Ham Radio Logbook in React

Updated July 2023

I've had some kind of website (self-hosted or otherwise) for more than seven years (since I was 13!). Except for stretches of using a static site generator in 2021 and 2023, they've all been done from scratch in raw HTML and CSS. Despite this, I'd never done any serious Javascript, ever. The most I'd done was the w3schools tutorial, and that was back in middle school.

I figured it was time to learn it, especially since I know several people who have good jobs in frontend development. I decided to learn React, since that's what most of those people use, and the idea of being able to whip up good-looking UIs fairly quickly is appealing to me.

My first React project was a bare-bones ham radio logbook, which I called "wzlog", after my callsign, VE9WZ.

Screenshot
wzlog running in Firefox

I built it using the MUI toolkit. As I said, it's quite barebones, and doesn't yet do importing/exporting to ADIF, but it does indeed log contacts. It also allows you to fill in the current UTC date and time, and it won't let you log a contact unless at least the date, time, and callsign are filled in.

After getting it up and running as a web app, I decided to try and build it as an Android app as well.

Screenshot
wzlog running as an Android app on my Galaxy A51

I used Capacitor to export it to an Android project, and built the APK in Android Studio.

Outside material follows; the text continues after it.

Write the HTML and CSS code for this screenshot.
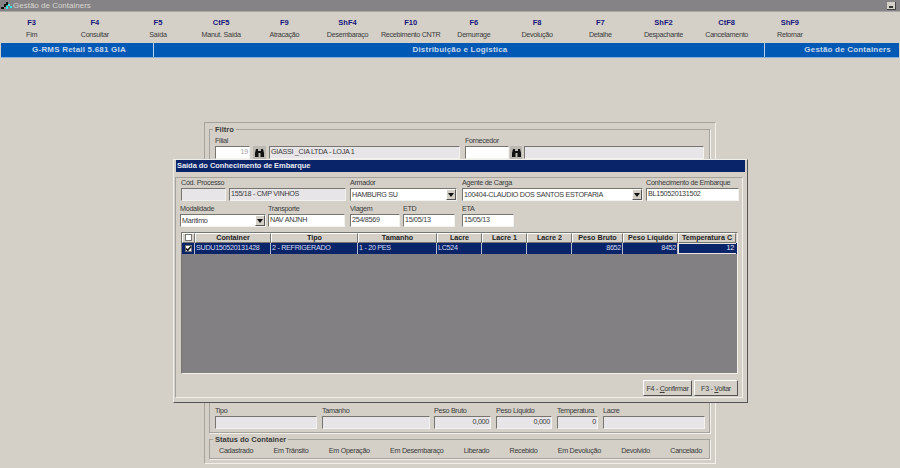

I'm very impressed with React. Now that I've built a project, I'm confident that I'd be able to get a nice frontend up and running in fairly little time. With no prior experience in Javascript, and relying only on the React tutorial and the MUI documentation, I was able to learn the basics of React and build this project in just over a day. I may take this project further, but it was mainly for practice. You can check it out on GitHub.